Now I’m back, though, and I’m trying out an idea. I’m not sure how effective it’s going to be, but I’m trying to be more aware of when I automatically categorize something as ‘don’t care, don’t worry’. I’m trying to add, “I may not care, but that doesn’t mean it’s okay.” to the thought.
So far, the idea feels new-shoes tight and a little bit uncomfortable. I am balking at the thought that something I’m doing is Not Okay, because of my own interior makeup and my relationship with how I deal with stress.
Stress goes straight to my guts and makes me physically ill, so I’ve rerouted a lot of what would stress me (like, er - cleaning, because Reasons) right on past my give-a-fuck receptors. As a defense mechanism, it works really well to help me deal with scary, upsetting, or emotional situations by letting my reasoning skills kick in faster than they might otherwise, but it does backfire. Stress and concern can be appropriate responses and ‘I don’t care, I don’t need to worry’ can certainly, certainly not. (As a writer, I love it when personality traits have both awesome and suck sides, but goddamnit are they inconvenient as a real live person.)
As for my ‘interior makeup’… that’s just a sideways way of saying that I hate being wrong. If I’m doing something Not Okay, it means I’m being wrong and that sucks. So I’m battling my sulky inner two-year-old every time I tell myself I’ve been doing it wrong, that how I decided to do something really isn’t the best way. So. Whine whine goddamnit, fuck everything.
Basically, I’m having to tell myself that status quo is Not Okay and ‘I don’t care’ really shouldn’t be the end-all-be-all of my decision making process. There is such a thing as going too far in my efforts to avoid stressing myself out.
I think what I’m really afraid of is swinging back too far in the other direction. I’m prone to extremes, and have a family history of dealing with anxiety by getting sick (that I didn’t know about until this year?! Thanks family!). I know that such a simple mental shift shouldn’t send me into a spiral, but I… don’t know. It’s a fear. I’m trying to reintroduce a bit of pressure/stress into my life to encourage change. My brain keeps shouting at it’s loudest and most sarcastic, “There is no way this could ever possibly go wrong!”
I’ve used my ‘I don’t care’ as a buffer against the anxiety I know that I could easily fall prey to for so long without conscious thought that modifying that protective coating feels really dangerous and risky.
… I’m not sure it’s actually all that dangerous.

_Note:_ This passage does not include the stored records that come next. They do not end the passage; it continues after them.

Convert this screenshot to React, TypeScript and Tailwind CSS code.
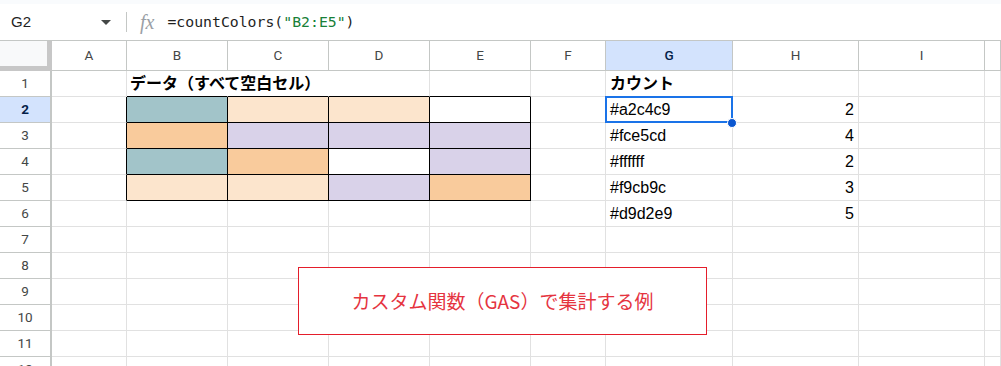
import React from "react"

type Col = { key: string, w: string }

const cols: Col[] = [
  { key: "A", w: "w-[75px]" },
  { key: "B", w: "w-[101px]" },
  { key: "C", w: "w-[101px]" },
  { key: "D", w: "w-[101px]" },
  { key: "E", w: "w-[101px]" },
  { key: "F", w: "w-[75px]" },
  { key: "G", w: "w-[127px]" },
  { key: "H", w: "w-[126px]" },
  { key: "I", w: "w-[126px]" },
  { key: "", w: "flex-1" },
]

// fill colours for B2:E5
const fills: string[][] = [
  ["bg-[#a2c4c9]", "bg-[#fce5cd]", "bg-[#fce5cd]", "bg-white"],
  ["bg-[#f9cb9c]", "bg-[#d9d2e9]", "bg-[#d9d2e9]", "bg-[#d9d2e9]"],
  ["bg-[#a2c4c9]", "bg-[#f9cb9c]", "bg-white", "bg-[#d9d2e9]"],
  ["bg-[#fce5cd]", "bg-[#fce5cd]", "bg-[#d9d2e9]", "bg-[#f9cb9c]"],
]

const counts: [string, number][] = [
  ["#a2c4c9", 2],
  ["#fce5cd", 4],
  ["#ffffff", 2],
  ["#f9cb9c", 3],
  ["#d9d2e9", 5],
]

const cellText = "font-['Liberation_Sans','Noto_Sans_CJK_JP',sans-serif] text-[16px] text-black whitespace-nowrap"

function Cell({ row, ci }: { row: number, ci: number }) {
  const col = cols[ci]
  let bg = "bg-transparent"
  let right = "border-r-[#e1e1e1]"
  let bottom = "border-b-[#e1e1e1]"
  let content: React.ReactNode = null
  let align = "justify-start pl-[4px]"

  const inData = row >= 2 && row <= 5 && ci >= 1 && ci <= 4
  if (inData) {
    bg = fills[row - 2][ci - 1]
    right = "border-r-black"
    bottom = "border-b-black"
  }
  if (row === 1 && ci >= 1 && ci <= 4) bottom = "border-b-black"
  // title overflows B1 into D1, sheets hides the gridlines under it
  if (row === 1 && (ci === 1 || ci === 2)) right = "border-r-transparent"
  if (row >= 2 && row <= 5 && ci === 0) right = "border-r-black"

  if (row === 1 && ci === 1) {
    content = <span className="font-bold">データ（すべて空白セル）</span>
    align = "justify-start pl-[3px] relative z-10"
  }
  if (row === 1 && ci === 6) content = <span className="font-bold">カウント</span>
  if (row >= 2 && row <= 6 && ci === 6) content = counts[row - 2][0]
  if (row >= 2 && row <= 6 && ci === 7) {
    content = counts[row - 2][1]
    align = "justify-end pr-[4px]"
  }

  return (
    <div className={`${col.w} h-full shrink-0 flex items-center border-r border-b ${right} ${bottom} ${bg} ${align} ${cellText}`}>
      {content}
    </div>
  )
}

export default function App() {
  const rows = Array.from({ length: 12 }, (_, i) => i + 1)

  return (
    <div className="relative w-[1001px] h-[366px] overflow-hidden bg-white">
      <div className="h-[4px] bg-[#f9fbfd]" />

      {/* formula bar */}
      <div className="h-[37px] flex items-center border-b border-[#c4c7c5] bg-white">
        <div className="w-[126px] h-full flex items-center justify-between pl-[11px] pr-[15px]">
          <span className="font-['Liberation_Sans',sans-serif] text-[15px] text-[#1f1f1f]">G2</span>
          <svg width="10" height="5" viewBox="0 0 10 5">
            <path d="M0 0 L10 0 L5 5 Z" fill="#444746" />
          </svg>
        </div>
        <div className="w-px h-[20px] bg-[#c4c7c5]" />
        <span className="ml-[13px] font-['Liberation_Serif',serif] italic text-[20px] text-[#9aa0a6] leading-none">fx</span>
        <span className="ml-[13px] font-['DejaVu_Sans_Mono',monospace] text-[14.8px] text-[#1f1f1f] whitespace-nowrap">
          =countColors(<span className="text-[#188038]">"B2:E5"</span>)
        </span>
      </div>

      {/* column headers */}
      <div className="h-[30px] flex">
        <div className="w-[52px] h-full shrink-0 bg-[#f8f9fa] border-r-[5px] border-b-[5px] border-[#c7c7c7]" />
        {cols.map((c) => (
          <div
            key={c.key || "rest"}
            className={`${c.w} h-full shrink-0 flex items-center justify-center border-r border-b border-[#c4c7c5] font-['Roboto',sans-serif] text-[13.5px] ${c.key === "G" ? "bg-[#d3e3fd] text-[#041e49] font-medium" : "bg-white text-[#444746]"}`}
          >
            {c.key}
          </div>
        ))}
      </div>

      {/* grid */}
      {rows.map((r) => (
        <div key={r} className="h-[26px] flex">
          <div
            className={`w-[52px] h-full shrink-0 flex items-center justify-center border-r-2 border-b border-r-[#c4c7c5] border-b-[#c4c7c5] font-['Roboto',sans-serif] text-[13.5px] ${r === 2 ? "bg-[#d3e3fd] text-[#041e49] font-bold" : "bg-white text-[#444746]"}`}
          >
            {r}
          </div>
          {cols.map((c, ci) => (
            <Cell key={c.key || "rest"} row={r} ci={ci} />
          ))}
        </div>
      ))}

      {/* selection on G2 */}
      <div className="absolute left-[605px] top-[96px] w-[128px] h-[27px] border-2 border-[#1a73e8]" />
      <div className="absolute left-[727px] top-[118px] w-[10px] h-[10px] rounded-full bg-[#0b57d0] border border-white" />

      {/* callout */}
      <div className="absolute left-[298px] top-[267px] w-[409px] h-[68px] border border-[#e41e2b] bg-white flex items-center justify-center">
        <span className="font-['Noto_Sans_CJK_JP',sans-serif] text-[19px] text-[#e5343f]">カスタム関数（GAS）で集計する例</span>
      </div>
    </div>
  )
}
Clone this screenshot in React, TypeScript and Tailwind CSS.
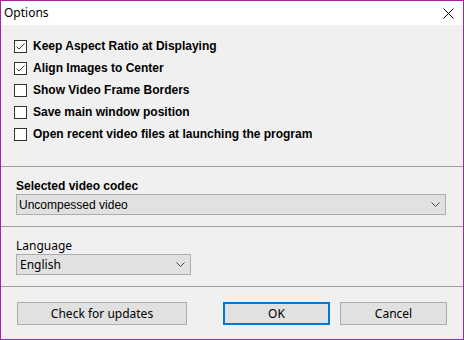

My brain doesn’t see things the same way, obviously. Defensive mechanisms don’t really handle nuance all that well, I’ve found. Hell, I don’t even know if my not-giving-a-flip is even something I’m using to protect against my OWN anxiety or if it’s a mechanism against other members of my family’s anxiety and it’s something I’ve picked up that I really don’t even need in my current reality. I just don’t know. Answer hazy, try again later.
*mutters* Change is hard.
I think this whole ‘just because YOU don’t care’ thing is why the making-the-bed stuff is effective for UFYH. If you make the bed, you’re telling your subconscious that status quo is Not Okay at the same time saying But You Can Fix It! Making the bed DID help (though I’ve fallen out of the habit), and it… felt, mentally, the same way as ‘Just because you don’t care doesn’t mean it’s okay’ does: a little bit dangerous and a little bit mindful. It’s a positive message of change rather than a negative message of censure.
Right now, though, I just need the perspective-shifting message of, “Dude, you’re doin’ it wrong.” In some ways I’m lucky. Telling myself I’m wrong doesn’t send me into an existential quandary, because my ego is a robust bitch whose can-do attitude puts Rosie the Riveter to shame most of the time. I know very well I’m capable of being fan-fucking-tastic and awesome at this. Done it before. Got accolades. Took pictures, got the t-shirt. I don’t doubt my abilities, I merely doubt my commitment.
I’m contrary as fuck. Another of those mixed-blessing personality traits. What that means is that if I’m wrong, well, I hate being wrong and now I have to do something about it.